La farsa judicial como arma de venganza política
En el sublime teatro de lo absurdo que constituye la política contemporánea, acaba de levantarse el telón para otro acto de esa comedia bufa que llamamos justicia. La coalición de capítulos de la NAACP en Nueva York iniciaba su ritual anual de autocomplacencia cuando la fiscal general Letitia James, miembro prominente de esta sacrosanta congregación, canceló su aparición. ¿La razón? Había sido imputada por el Departamento de Justicia por el pecado capital de fraude hipotecario, delito que la propia interesada calificó —con esa solemnidad que sólo poseen los poderosos cuando se sienten amenazados— de “violación gravísima de nuestro orden constitucional”.
He aquí el primer movimiento de este ballet kafkiano: quienes ayer blandían la espada de la ley hoy se escudan tras su escudo. La misma James que persiguió con saña evangélica a la Organización Trump por presuntas fechorías empresariales, ahora descubre —¡oh, sorpresa!— que el sistema judicial puede ser un arma de doble filo. La ironía sería deliciosa si no fuera tan trágicamente predecible.
Los organizadores del concilio anual, lejos de cuestionar este espectáculo de circo romano, aprovecharon para pontificar sobre la necesidad de “construir poder político” frente a lo que denominaron —con esa retórica grandilocuente tan característica— “ataques federales contra el bienestar social”. Una líder de la NAACP proclamó, con la solemnidad de un oráculo griego: “Fue mediante nuestra acción colectiva que se edificó una democracia”. Lo que omitió mencionar es que esa misma acción colectiva parece reservarse exclusivamente para proteger a los poderosos cuando les llega su turno en el patíbulo.
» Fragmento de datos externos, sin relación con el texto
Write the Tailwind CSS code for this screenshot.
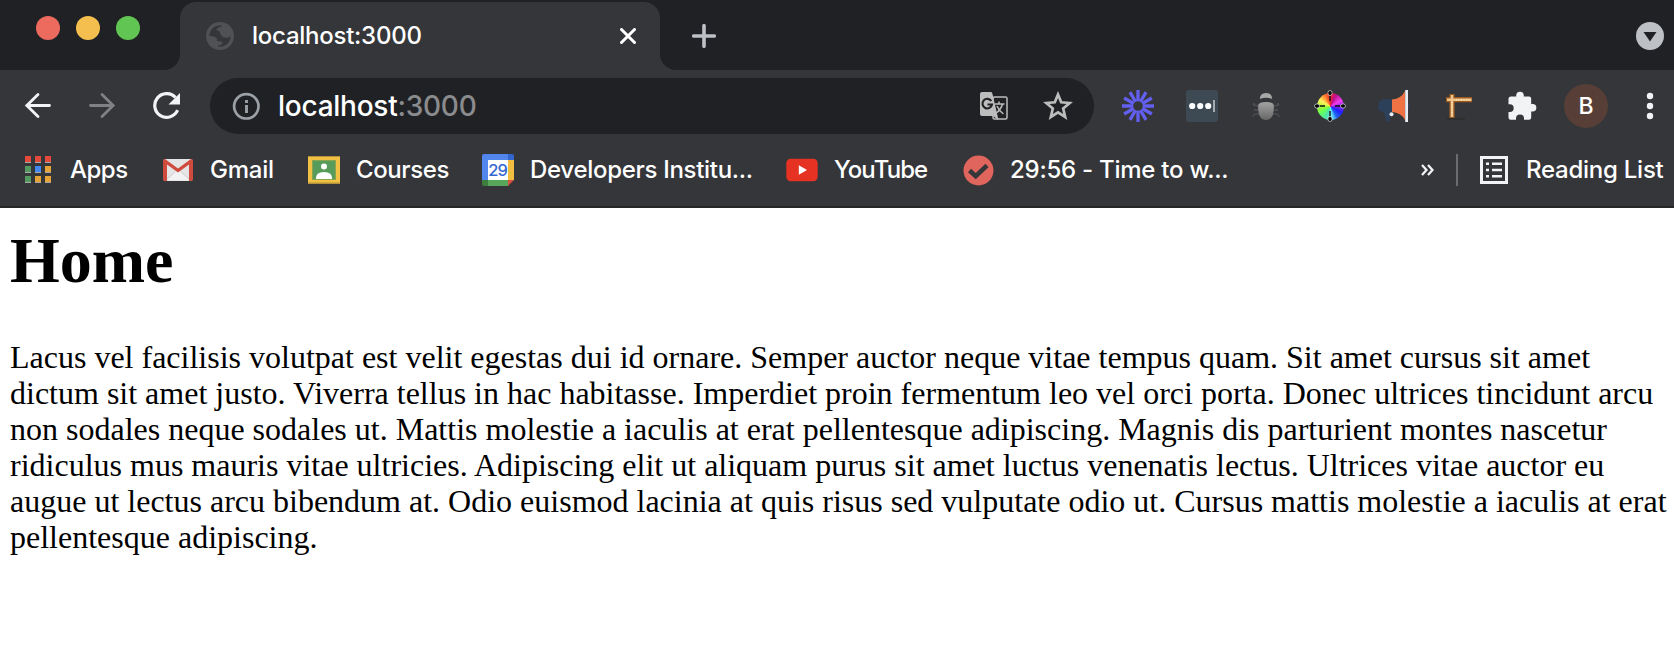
<!DOCTYPE html>
<html lang="en">
<head>
<meta charset="utf-8">
<title>localhost:3000</title>
<script src="https://cdn.jsdelivr.net/npm/@tailwindcss/browser@4"></script>
</head>
<body class="w-[1674px] h-[656px] overflow-hidden bg-white text-black">
<header class="h-[208px] bg-[#35363a] border-b-2 border-[#272728] text-white font-['Inter',sans-serif] font-medium text-[24px] leading-[32px] tracking-[-0.25px]">
  <!-- Tab strip -->
  <div class="h-[70px] flex bg-[#202124]">
    <div class="w-[164px] flex gap-4 pl-9 pt-4">
      <span class="size-6 rounded-full bg-[#ec6a5e]"></span>
      <span class="size-6 rounded-full bg-[#f4bf4f]"></span>
      <span class="size-6 rounded-full bg-[#61c554]"></span>
    </div>
    <div class="w-4 bg-[#35363a]"><div class="h-full bg-[#202124] rounded-br-[16px]"></div></div>
    <div class="w-[480px] bg-[#202124] pt-[2px]">
      <div class="h-[68px] bg-[#35363a] rounded-t-[16px] flex items-center pl-[26px] pr-6">
        <svg class="size-7" viewBox="0 0 28 28"><circle cx="14" cy="14" r="14" fill="#505155"/><path d="M3.300 14A10.700 10.700 0 0 1 16 3.500C15.500 5.500 11.500 5 10.500 7.500C10.500 9 13.500 8.500 14 10C13.500 12 16.500 14 17.500 15.500H20C21.500 16.500 23 15 24.700 14A10.700 10.700 0 0 1 12 24.600V23.500C14.500 23.500 16.500 22.500 16.500 20.500C15.500 19 12 20 11 18.500C11.500 15.500 9 14 3.300 14Z" fill="#35363a"/></svg>
        <span class="ml-[18px] whitespace-nowrap">localhost:3000</span>
        <svg class="size-4 ml-auto" viewBox="0 0 16 16"><path d="M1.500 1.500L14.500 14.500M14.500 1.500L1.500 14.500" stroke="#fff" stroke-width="3" stroke-linecap="round"/></svg>
      </div>
    </div>
    <div class="w-4 bg-[#35363a]"><div class="h-full bg-[#202124] rounded-bl-[16px]"></div></div>
    <svg class="size-6 mt-6 ml-4" viewBox="0 0 24 24"><path d="M12 1.700V22.300M1.700 12H22.300" stroke="#bdc1c6" stroke-width="3.600" stroke-linecap="round"/></svg>
    <svg class="size-7 mt-[22px] ml-auto mr-[10px]" viewBox="0 0 28 28"><circle cx="14" cy="14" r="14" fill="#bdc1c6"/><path d="M7.500 10H20.500L14 19.500Z" fill="#202124"/></svg>
  </div>

  <!-- Toolbar -->
  <div class="h-[72px] flex items-center">
    <svg class="w-7 h-7 ml-6" viewBox="0 0 28 28"><path d="M25.500 13.500H3M14 2.500L2.800 13.500L14 24.500" fill="none" stroke="#f1f3f4" stroke-width="2.800" stroke-linecap="round"/></svg>
    <svg class="w-7 h-7 ml-9" viewBox="0 0 28 28"><path d="M2.500 13.500H25M14 2.500L25.200 13.500L14 24.500" fill="none" stroke="#808184" stroke-width="2.800" stroke-linecap="round"/></svg>
    <svg class="w-7 h-7 ml-9" viewBox="0 0 28 28"><path d="M25.600 18.200A11.900 11.900 0 1 1 23.500 5.500" fill="none" stroke="#f1f3f4" stroke-width="3.200"/><path d="M28 1V12.500H16.500Z" fill="#f1f3f4"/></svg>
    <div class="w-[884px] h-14 ml-[30px] rounded-full bg-[#202124] flex items-center pl-[22px] pr-[21px] text-[28px]">
      <svg class="size-7" viewBox="0 0 28 28"><circle cx="14.300" cy="14.300" r="12.200" fill="none" stroke="#9aa0a6" stroke-width="2.700"/><path d="M14.500 8V11M14.500 13V21" stroke="#9aa0a6" stroke-width="2.900"/></svg>
      <span class="ml-[18px] whitespace-nowrap">localhost<span class="text-[#8a8b8d]">:3000</span></span>
      <svg class="size-7 ml-auto" viewBox="0 0 28 28"><rect x="13" y="5" width="14" height="22" rx="1.500" fill="none" stroke="#bdbdbd" stroke-width="1.500"/><path d="M2 0H11Q12 0 12.500 2L18.500 28L13 24H2Q0 24 0 22V2Q0 0 2 0Z" fill="#bdbdbd"/><path d="M11.300 9A4.800 4.800 0 1 0 12 12.500H7.500" fill="none" stroke="#202124" stroke-width="2.100"/><path d="M14.500 12H24.500M19 9.500V12M22.500 12Q21 18 15 22M17 14Q19 19 23.500 22" fill="none" stroke="#bdbdbd" stroke-width="1.500"/></svg>
      <svg class="w-[30px] h-[30px] ml-[35px]" viewBox="0 0 30 30"><path d="M15 3.500L18.200 11.300L26.700 12L20.200 17.500L22.200 26L15 21.400L7.800 26L9.800 17.500L3.300 12L11.800 11.300Z" fill="none" stroke="#bdbdbd" stroke-width="2.700"/></svg>
    </div>
    <div class="flex items-center gap-8 ml-7">
      <svg class="size-8" viewBox="-16 -16 32 32" stroke="#635ff0" stroke-width="3.300"><path id="ray" d="M0 -16V-5.500M0 5.500V16"/><use href="#ray" transform="rotate(30)"/><use href="#ray" transform="rotate(60)"/><use href="#ray" transform="rotate(90)"/><use href="#ray" transform="rotate(120)"/><use href="#ray" transform="rotate(150)"/><circle r="5.500" fill="none" stroke-width="1.300"/></svg>
      <svg class="size-8" viewBox="0 0 32 32"><rect width="32" height="32" rx="3" fill="#3e4a53"/><g fill="#fff"><circle cx="6.200" cy="16" r="3.100"/><circle cx="14.200" cy="16" r="3.100"/><circle cx="22.200" cy="16" r="3.100"/></g><path d="M28 10V22" stroke="#bfc3c6" stroke-width="1.600"/></svg>
      <svg class="size-8" viewBox="0 0 32 32"><defs><linearGradient id="bug" x2="0" y2="1"><stop stop-color="#a3a3a3"/><stop offset="1" stop-color="#666"/></linearGradient></defs><path d="M5 14Q3 13 3.500 15L8 16M4 20H8M3 27Q3 23 9 24M27 14Q29 13 28.500 15L24 16M28 20H24M29 27Q29 23 23 24" fill="none" stroke="#505154" stroke-width="1.300"/><path d="M9.800 9Q10 3 16 3T22.200 9Q16 6.500 9.800 9Z" fill="#a8a8a8"/><path d="M8.200 15Q9 12 16 12T23.800 15Q24.500 30 16 30T8.200 15Z" fill="url(#bug)"/></svg>
      <div class="relative size-8 flex items-center justify-center">
        <div class="size-[27px] rounded-full bg-[conic-gradient(#ee2030,#c01090_7%,#f040f0_17%,#a020f0_23%,#2020ff_33%,#2060f0_41%,#70ffff_49%,#50e0b0_56%,#60ff60_65%,#a0ff30_74%,#fff060_84%,#ff9030_91%,#ee2030)]"></div>
        <svg class="absolute inset-0 size-8" viewBox="0 0 32 32"><path d="M16 6V11M16 21V26M5 16H11M21 16H27" stroke="#111" stroke-width="1.400"/><g fill="#000" stroke="#ccc" stroke-width=".8"><rect x="14" y=".5" width="4" height="5" rx="2"/><rect x="14" y="26.500" width="4" height="5" rx="2"/><rect x=".5" y="14" width="5" height="4" rx="2"/><rect x="26.500" y="14" width="5" height="4" rx="2"/></g></svg>
      </div>
      <svg class="size-8" viewBox="0 0 32 32"><path d="M14 9H7Q0 10 0 16T6 22L8 31Q10 32.500 12 31L12 22H14Z" fill="#2c405a"/><path d="M30 13Q33 16 30 19" fill="#2c405a"/><path d="M14 9.500Q23 9 27 1V30Q23 22.500 14 22Z" fill="#ef7245"/><path d="M28.600 0V32" stroke="#e6edf5" stroke-width="2.800"/><circle cx="13.500" cy="24.200" r="2" fill="#e6edf5"/></svg>
      <svg class="size-8" viewBox="0 0 32 32"><path d="M5 29H23" stroke="#2c2b2b" stroke-width="2" opacity=".6"/><path d="M10 4V28M4 9.700H30" stroke="#9b5a20" stroke-width="5.200"/><path d="M10 5V27M5 9.700H29.500" stroke="#f0c58c" stroke-width="2.600"/><path d="M10 12V27M14 9.700H29" stroke="#fff0c8" stroke-width="1" stroke-dasharray="1 1.500"/></svg>
      <svg class="size-8" viewBox="0 0 32 32"><path d="M5 6.500H10.200V5.500A3.500 3.500 0 0 1 17.800 5.500V6.500H23A2.200 2.200 0 0 1 25.200 8.700V14H26.600A3.600 3.600 0 0 1 26.600 21.500H25.200V27.500A2.200 2.200 0 0 1 23 29.700H18V28.500A3.800 3.800 0 0 0 10 28.500V29.700H4.700A2.200 2.200 0 0 1 2.500 27.500V22H3.800A3.900 3.900 0 0 0 3.800 14.200H2.500V9Q2.500 6.500 5 6.500Z" fill="#f1f3f4"/></svg>
      <div class="size-11 -mx-[6px] rounded-full bg-[#573f37] flex items-center justify-center text-[23px]">B</div>
      <svg class="size-8" viewBox="0 0 32 32" fill="#f1f3f4"><circle cx="16" cy="6" r="3.200"/><circle cx="16" cy="16" r="3.200"/><circle cx="16" cy="26" r="3.200"/></svg>
    </div>
  </div>

  <!-- Bookmarks bar -->
  <div class="h-14 flex items-center whitespace-nowrap">
    <div class="w-[137px] pl-[25px] flex items-center">
      <svg class="w-[26px] h-7 mr-[19px]" viewBox="0 0 26 28"><path d="M0 6.500H26M0 16.500H26M0 26.500H26" stroke="#aaa9a8" stroke-width="1" stroke-dasharray="6 4"/><path d="M0 0H6V6H0ZM10 0H16V6H10ZM20 0H26V6H20Z" fill="#e34a3c"/><path d="M0 10H6V16H0ZM0 20H6V26H0Z" fill="#549a60"/><path d="M10 10H16V16H10Z" fill="#4688f1"/><path d="M20 10H26V16H20ZM10 20H16V26H10ZM20 20H26V26H20Z" fill="#e6a338"/></svg>
      <span class="tracking-[-0.5px]">Apps</span>
    </div>
    <div class="w-[145px] pl-[25px] flex items-center">
      <svg class="w-8 h-6 mr-4" viewBox="0 0 32 24"><rect x="1.500" y="1" width="29" height="22" rx="2" fill="#e5e5e5"/><path d="M5 22L16 11L27 22Z" fill="#f3f3f3"/><path d="M5 21L13 14M27 21L19 14" stroke="#cfcfcf"/><path d="M1 3Q1 1 3 1L16 10.500L29 1Q31 1 31 3V21Q31 23 29 23H27V6.500L16 14.500L5 6.500V23H3Q1 23 1 21Z" fill="#cf4b3e"/></svg>
      <span>Gmail</span>
    </div>
    <div class="w-[174px] pl-[26px] flex items-center">
      <svg class="w-8 h-7 mr-4" viewBox="0 0 32 28"><rect width="32" height="28" fill="#b3923a"/><rect y="1" width="32" height="25.500" fill="#f0c143"/><rect x="4" y="4" width="24" height="20" fill="#8ba54a"/><rect x="5" y="5" width="22" height="18" fill="#579c5b"/><circle cx="16" cy="10.500" r="3" fill="#fff"/><path d="M8 22Q8 16 16 16T24 22V23H8Z" fill="#fff"/></svg>
      <span class="tracking-[-0.4px]">Courses</span>
    </div>
    <div class="w-[304px] pl-[26px] flex items-center">
      <svg class="size-8 mr-4" viewBox="0 0 32 32"><path d="M2 0H26V6H6V26H0V2Q0 0 2 0Z" fill="#5186ec"/><path d="M26 0H30Q32 0 32 2V6H26Z" fill="#3366cc"/><path d="M26 6H32V26H26Z" fill="#f2be42"/><path d="M0 26H6V32H2Q0 32 0 30Z" fill="#3c7d3e"/><path d="M6 26H26V32H6Z" fill="#58a55c"/><path d="M26 26H32L26 32Z" fill="#d95040"/><rect x="6" y="6" width="20" height="20" fill="#fff"/><text x="15.600" y="22" text-anchor="middle" font-family="Inter,sans-serif" font-size="16.500" font-weight="500" letter-spacing="-1" fill="#3568d0">29</text></svg>
      <span class="tracking-[-0.3px]">Developers Institu...</span>
    </div>
    <div class="w-[177px] pl-[26px] flex items-center">
      <svg class="w-8 h-6 mr-4" viewBox="0 0 32 24"><rect x=".3" y=".8" width="31.400" height="22.400" rx="4.500" fill="#e63223"/><path d="M12.800 7.200L21 12L12.800 16.800Z" fill="#fff"/></svg>
      <span class="tracking-[-0.9px]">YouTube</span>
    </div>
    <div class="pl-[26px] flex items-center">
      <svg class="size-[31px] mr-4" viewBox="0 0 31 31"><circle cx="15.500" cy="15.500" r="15" fill="#df655d"/><path d="M6.500 15.500L12.700 21.200L24 10.500" fill="none" stroke="#35363a" stroke-width="4.500"/></svg>
      <span>29:56 - Time to w...</span>
    </div>
    <div class="ml-auto w-[253px] flex items-center">
      <svg class="w-[13px] h-3" viewBox="0 0 13 12"><path d="M1 1L5.500 6L1 11M7 1L11.500 6L7 11" fill="none" stroke="#f1f3f4" stroke-width="2.300"/></svg>
      <span class="w-[2px] h-8 bg-[#6b6c6f] ml-[22px]"></span>
      <svg class="size-7 ml-[22px] mr-[18px]" viewBox="0 0 28 28"><rect x="1.500" y="1.500" width="25" height="25" fill="none" stroke="#f1f3f4" stroke-width="3"/><path d="M6 7.700H9M12 7.700H22M6 14H9M12 14H22M6 20.300H9M12 20.300H22" stroke="#f1f3f4" stroke-width="2.600"/></svg>
      <span>Reading List</span>
    </div>
  </div>
</header>

<main class="font-['Liberation_Serif',serif] pl-[10px]">
  <h1 class="text-[64px] leading-[74px] font-bold pt-[16px]">Home</h1>
  <p class="text-[32px] leading-[36px] mt-[41px] whitespace-nowrap">
    Lacus vel facilisis volutpat est velit egestas dui id ornare. Semper auctor neque vitae tempus quam. Sit amet cursus sit amet<br>
    dictum sit amet justo. Viverra tellus in hac habitasse. Imperdiet proin fermentum leo vel orci porta. Donec ultrices tincidunt arcu<br>
    non sodales neque sodales ut. Mattis molestie a iaculis at erat pellentesque adipiscing. Magnis dis parturient montes nascetur<br>
    ridiculus mus mauris vitae ultricies. Adipiscing elit ut aliquam purus sit amet luctus venenatis lectus. Ultrices vitae auctor eu<br>
    augue ut lectus arcu bibendum at. Odio euismod lacinia at quis risus sed vulputate odio ut. Cursus mattis molestie a iaculis at erat<br>
    pellentesque adipiscing.
  </p>
</main>
</body>
</html>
El verdadero drama —o más bien farsa— se desarrolla en un escenario donde el presidente Trump, ese titiritero supremo, parece estar manipulando los hilos de la justicia para ajustar cuentas personales. Las acusaciones contra James y contra Lisa Cook, miembro de la Junta de la Reserva Federal, constituyen ese tipo de coincidencias que sólo un ciego llamaría casualidad. Los defensores de la corrección política inmediatamente alzaron el grito al cielo: ¡ataque específico contra mujeres líderes negras!
Pero reduzcamos este argumento al absurdo: ¿acaso el sistema judicial, esa entidad supuestamente ciega e imparcial, ha desarrollado de pronto visión binocular para discriminar por género y raza? ¿O más bien estamos presenciando el espectáculo grotesco de una élite política que, cuando las herramientas de persecución que ella misma creó se vuelven contra sus miembros, inmediatamente clama al cielo invocando fantasmas históricos?
La propiedad de vivienda, nos dicen, ha sido históricamente restringida para las familias negras. Ciertamente. Pero qué conveniente resulta ahora que este legado de opresión sirva de escudo para una poderosa fiscal acusada de delitos financieros. La brecha racial de riqueza se ensancha, sí, pero parece que algunos miembros selectos de la comunidad han descubierto atajos muy particulares para cruzarla.
En este gran teatro del absurdo, los actores intercambian sus papeles con vertiginosa facilidad: los perseguidores se convierten en perseguidos, las víctimas históricas se transforman en victimarios contemporáneos, y la justicia se reduce a un arma más en el arsenal del poder. Mientras, el verdadero pueblo —negro, blanco, y todos los colores del espectro social— permanece como siempre: como espectador de una función que no pidió ver, pagando la entrada con sus impuestos y su fe erosionada en las instituciones.
Swift y Orwell se revuelcan en sus tumbas, no por indignación, sino por envidia: la realidad ha superado con creces sus más imaginativas sátiras.